We’d probably be getting to the point where councils should tell Essential Energy “switch the street lights off, we’ll install our own”.
We’ll start our very own county council to administer TRC’s and others street illumination just as the Tamworth Municipal Council led the way in 1888 and tell the state government where to go.
The new county council could be called “Peel Cunningham County Council’, but the problem is, the government would probably legislate and appropriate it like the 1995 Carr takeover.
We are seeing the slow and agonizing death of rural NSW and it will probably be up to local government to thwart this trend.
Sadly state governments of both sides from as far back as the 1970s to the present have aided and abetted the decline of rural NSW by endorsing economic rationalist privatisation policies.
The reward to MPs that have supported privatisation has been an appointment to a board at the end of their parliamentary career.
When Transgrid jobs go from Tamworth (because they are not quarantined from the proposed sale), so too will the wages those employees spend here, which represents more than $5 million annually.
This will have a profound effect on our economy.
When the other side take control of the treasury benches, probably in March, 2019, the temporarily- protected Essential Energy will be sold too. This is the folly of the
Liberals and Nationals proposed 49 per cent privatisation agenda.
By agreeing to the sale of the largely metropolitan poles and wires, all energy retailers will end up being privatised.
Gone will be the $3 billion in annual revenue to the state government, driving up taxes while cutting services and employment positions.
Of course in the meantime Essential Energy is providing insight into the future of post-
privatisation assets retained by the government by doubling the cost of the service they provide.
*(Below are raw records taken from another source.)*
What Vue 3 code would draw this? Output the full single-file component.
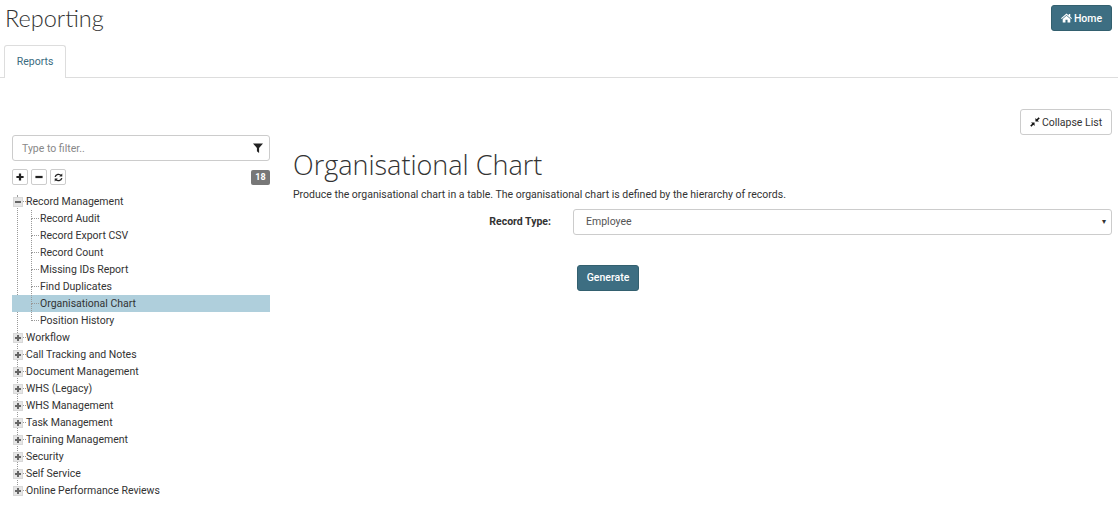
<script setup>
const children = ['Record Audit', 'Record Export CSV', 'Record Count', 'Missing IDs Report', 'Find Duplicates', 'Organisational Chart', 'Position History']
const groups = ['Workflow', 'Call Tracking and Notes', 'Document Management', 'WHS (Legacy)', 'WHS Management', 'Task Management', 'Training Management', 'Security', 'Self Service', 'Online Performance Reviews']
</script>

<template>
  <div class="page">
    <header class="top">
      <h1 class="title">Reporting</h1>
      <button class="btn primary home">
        <svg class="ico" viewBox="0 0 16 14" width="11" height="10"><path fill="currentColor" d="M8 0.5 L0 7.2 L1 8.4 L8 2.6 L15 8.4 L16 7.2 L13.5 5.1 V1 H11.3 V3.2 Z M8 3.8 L2.5 8.4 V13.5 H6.5 V9.5 H9.5 V13.5 H13.5 V8.4 Z"/></svg>
        Home
      </button>
    </header>
    <nav class="tabs"><a class="tab">Reports</a></nav>
    <div class="collapse-row">
      <button class="btn plain">
        <svg class="ico" viewBox="0 0 14 14" width="10" height="10"><path fill="#111" d="M7.6 6.4 V1.4 L9.4 3.2 L12 0.3 L13.7 2 L10.8 4.6 L12.6 6.4 Z M6.4 7.6 V12.6 L4.6 10.8 L2 13.7 L0.3 12 L3.2 9.4 L1.4 7.6 Z"/></svg>
        Collapse List
      </button>
    </div>
    <div class="main">
      <aside class="side">
        <div class="filter">
          <span class="ph">Type to filter..</span>
          <svg viewBox="0 0 12 12" width="10" height="10"><path fill="#222" d="M0 0.5 H12 L7.3 6 V12 L4.7 9.8 V6 Z"/></svg>
        </div>
        <div class="tools">
          <button class="tool"><svg viewBox="0 0 10 10" width="8" height="8"><path fill="#222" d="M3.6 0.5 H6.4 V3.6 H9.5 V6.4 H6.4 V9.5 H3.6 V6.4 H0.5 V3.6 H3.6 Z"/></svg></button>
          <button class="tool"><svg viewBox="0 0 10 10" width="8" height="8"><path fill="#222" d="M0.5 3.6 H9.5 V6.4 H0.5 Z"/></svg></button>
          <button class="tool"><svg viewBox="0 0 10 10" width="9" height="9"><path fill="none" stroke="#222" stroke-width="1.5" d="M1.3 4.3 A3.8 3.8 0 0 1 8 3 M8.7 5.7 A3.8 3.8 0 0 1 2 7"/><path fill="#222" d="M9.2 0.6 V4 H5.8 Z M0.8 9.4 V6 H4.2 Z"/></svg></button>
          <span class="badge">18</span>
        </div>
        <ul class="tree">
          <li class="branch open">
            <div class="row"><span class="box"><i class="h"></i></span><span class="dash"></span><span class="lbl">Record Management</span></div>
            <ul class="kids">
              <li v-for="c in children" :key="c" class="kid" :class="{ sel: c === 'Organisational Chart' }">
                <span class="kid-line"></span><span class="lbl">{{ c }}</span>
              </li>
            </ul>
          </li>
          <li v-for="g in groups" :key="g" class="branch">
            <div class="row"><span class="box"><i class="h"></i><i class="v"></i></span><span class="dash"></span><span class="lbl">{{ g }}</span></div>
          </li>
        </ul>
      </aside>
      <section class="content">
        <h2 class="heading">Organisational Chart</h2>
        <p class="desc">Produce the organisational chart in a table. The organisational chart is defined by the hierarchy of records.</p>
        <div class="form-row">
          <label class="form-label">Record Type:</label>
          <div class="select"><span>Employee</span><span class="caret">▾</span></div>
        </div>
        <div class="actions"><button class="btn primary gen">Generate</button></div>
      </section>
    </div>
  </div>
</template>

<style>
html, body { background: #fff; }
</style>

<style scoped>
.page { width: 1118px; height: 513px; overflow: hidden; box-sizing: border-box; font-family: Roboto, sans-serif; font-size: 10.5px; color: #333; }
.top { display: flex; justify-content: space-between; align-items: flex-start; padding: 5px 6px 0 5px; height: 45px; box-sizing: border-box; }
.title { margin: 0; font-family: Lato, sans-serif; font-weight: 300; font-size: 23.5px; line-height: 26px; color: #333; }
.btn { font-family: Roboto, sans-serif; font-size: 10.5px; border-radius: 3px; box-sizing: border-box; cursor: pointer; display: inline-flex; align-items: center; justify-content: center; gap: 2px; padding: 0; }
.primary { background: #3d6e82; color: #fff; border: 1px solid #33606f; font-weight: 500; }
.home { width: 61px; height: 26px; }
.tabs { height: 32px; border-bottom: 1px solid #ddd; padding-left: 4px; display: flex; }
.tab { width: 62px; height: 33px; box-sizing: border-box; padding-bottom: 2px; border: 1px solid #ddd; border-bottom: 0; background: #fff; border-radius: 3px 3px 0 0; color: #3a6b80; display: flex; align-items: center; justify-content: center; }
.collapse-row { display: flex; justify-content: flex-end; padding: 31px 6px 0 0; }
.plain { width: 92px; height: 26px; background: #fff; border: 1px solid #ccc; color: #333; }
.main { display: flex; }
.side { width: 258px; margin-left: 12px; flex: none; }
.filter { height: 26px; box-sizing: border-box; border: 1px solid #ccc; border-radius: 3px; display: flex; align-items: center; justify-content: space-between; padding: 0 6px 0 9px; }
.ph { color: #888; }
.tools { display: flex; gap: 3px; margin-top: 8px; align-items: center; height: 16px; }
.tool { width: 16px; height: 16px; padding: 0; background: #fff; border: 1px solid #ccc; border-radius: 2px; display: flex; align-items: center; justify-content: center; }
.badge { margin-left: auto; width: 19px; height: 15px; background: #777; color: #fff; font-size: 9px; font-weight: 700; border-radius: 2px; display: flex; align-items: center; justify-content: center; }
.tree, .kids { list-style: none; margin: 0; padding: 0; }
.tree { margin-top: 8px; position: relative; }
.tree::before { content: ""; position: absolute; left: 5px; top: 2px; bottom: 8px; border-left: 1px dotted #999; }
.row, .kid { height: 17px; display: flex; align-items: center; position: relative; }
.box { position: relative; z-index: 1; width: 10px; height: 10px; margin-left: 1px; background: #e6e6e6; border: 1px solid #d8d8d8; box-sizing: border-box; flex: none; }
.box .h { position: absolute; left: 1px; right: 1px; top: 3px; height: 2px; background: #666; }
.box .v { position: absolute; top: 1px; bottom: 1px; left: 3px; width: 2px; background: #666; }
.dash { width: 3px; border-top: 1px dotted #999; flex: none; }
.lbl { color: #333; white-space: nowrap; }
.kid { padding-left: 28px; }
.kid-line { position: absolute; left: 19px; top: 8px; width: 8px; border-top: 1px dotted #999; }
.kid-line::before { content: ""; position: absolute; left: 0; top: -9px; height: 9px; border-left: 1px dotted #999; }
.kid:not(:last-child) .kid-line::after { content: ""; position: absolute; left: 0; top: 0; height: 9px; border-left: 1px dotted #999; }
.sel { background: #afcfdc; }
.content { flex: 1; padding: 0 6px 0 23px; min-width: 0; }
.heading { margin: 0; font-family: "Open Sans", sans-serif; font-weight: 300; font-size: 27px; line-height: 36px; color: #333; padding-top: 12px; }
.desc { margin: 3px 0 0; line-height: 17px; }
.form-row { display: flex; align-items: center; margin-top: 6px; }
.form-label { width: 258px; text-align: right; font-weight: 700; flex: none; padding-bottom: 1px; }
.select { margin-left: 22px; flex: 1; height: 26px; box-sizing: border-box; border: 1px solid #ccc; border-radius: 3px; display: flex; align-items: center; justify-content: space-between; padding: 0 5px 2px 12px; color: #555; }
.caret { font-size: 8px; color: #333; }
.actions { padding-left: 284px; margin-top: 30px; }
.gen { width: 62px; height: 26px; padding-bottom: 2px; }
</style>
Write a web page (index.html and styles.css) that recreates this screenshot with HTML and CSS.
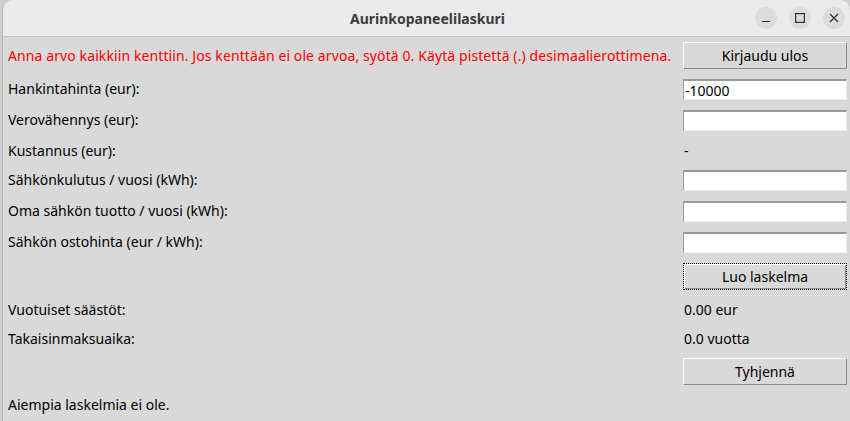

NSW taxpayer’s will not benefit from electricity competition either in terms of the price of electricity, services provided, or jobs and we see the example in Victoria where a privatised electricity distributor,
SP AusNet, is to pay more than $3.5 billion in compensation to the victims of the Black Saturday fires because that company neglected the maintenance of the poles and wires. Victorian taxpayers are to throw in the rest.
Of course, no one would be under any illusions about my thoughts on electricity privatisation; my own proclivities are well known.
The Essential Energy streetlight tax is just another kick in the guts to the people of regional NSW.
On top of exorbitant water prices in the Peel Valley, which affect more than 40,000 ratepayers, it is also another slap in the face to the people of our region by the NSW government and there is little wonder why every few elections a redistribution takes another seat away from our region and why, for a considerable period of time in the electoral history of this region, independent MPs flourished.
We need the party that declares “We’re For Regional NSW” to stand up, be independent and be counted and reject further water and electricity price rises and the proposed streetlighting charges.